How do Banks make money? They lend it to customers. What’s one of the biggest challenges for legal firms? Cash Flow. What’s usually a high priority for principals? Drawings.
With all the firms that I review, I see the same trend occurring over and over again. There is a constant strain on the cash flow due to the competing interests for the funds:
- payment of wages, rent and overhead
- funding growth in WIP and unbilled disbursements
- the constant (and deserved) need by principals for consistent drawings
Most firms, be it a partnership or company, grow by retaining their profits within the firm. Usually retained profits are locked up in WIP, Debtors, Unbilled Disbursements and Office Equipment and Fittings. The firm takes this approach from day 1, because they can’t obtain any funding. But as a firm grows and continues to be successful, it creates something that banks will lend against. CASHFLOW. Because of the past trends and the success of the practice, banks recognise the security of this cash flow, and are therefore prepared to lend against it. This is not the case for all banks in relation to legal firms, but some banks recognise legal firms as clients they want to have and develop lending policies to support these businesses.

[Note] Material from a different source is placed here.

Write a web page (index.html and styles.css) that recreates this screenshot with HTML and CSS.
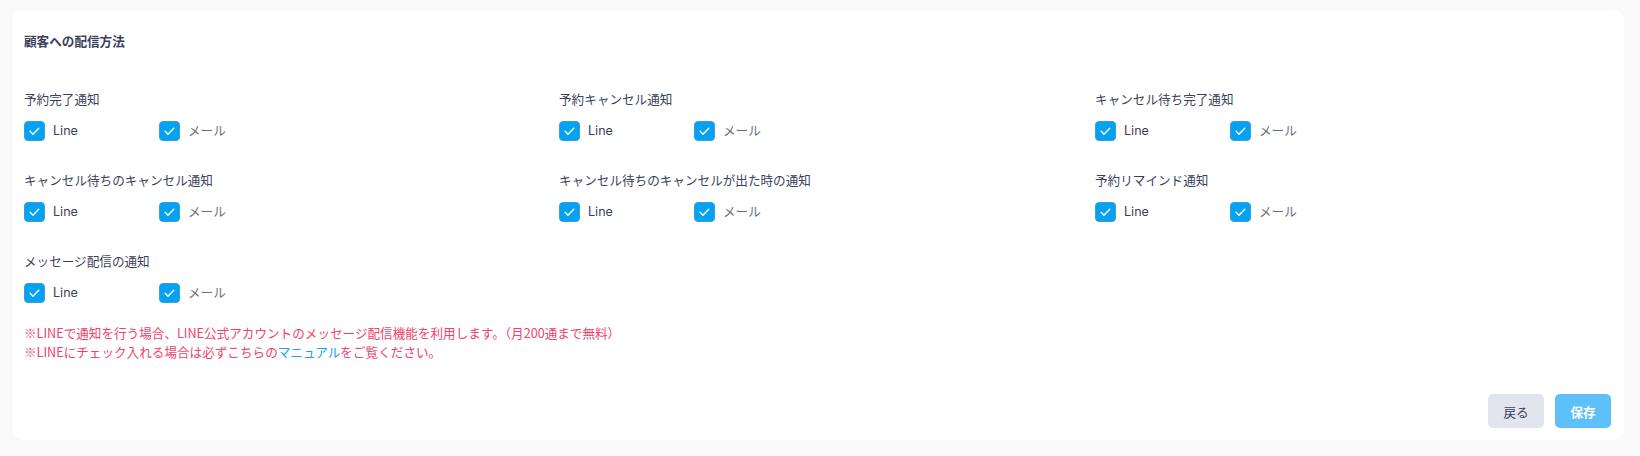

Let me give you an example of a recent law firm restructure where as part of the restructure, we considered the firms funding needs. We approached their current bank as well as other banks. Some of which I had strong relationships with, others I approached to gauge their interest. As always with any funding, it is easiest to first approach the existing bank. They have a relationship and should understand the business. In this case, the existing bank made it extremely hard to do the business. They did not have a policy for legal firms. They recognised the cash flow of the firm and were willing to extend some funding, but not all that we wanted. This compared to another bank that had a written policy for funding law firms and prescribed ratios and guidelines that are acceptable to their credit department. Credit departments have taken a much more active role in the past 5 years in terms of reducing manager discretion. Our application ticked all the boxes, and so it went through the bank, from application to approval in under 2 weeks. The total facilities provided were in excess of $3 million, with approximately $1.1 million secured solely against a $2+ million revenue practice.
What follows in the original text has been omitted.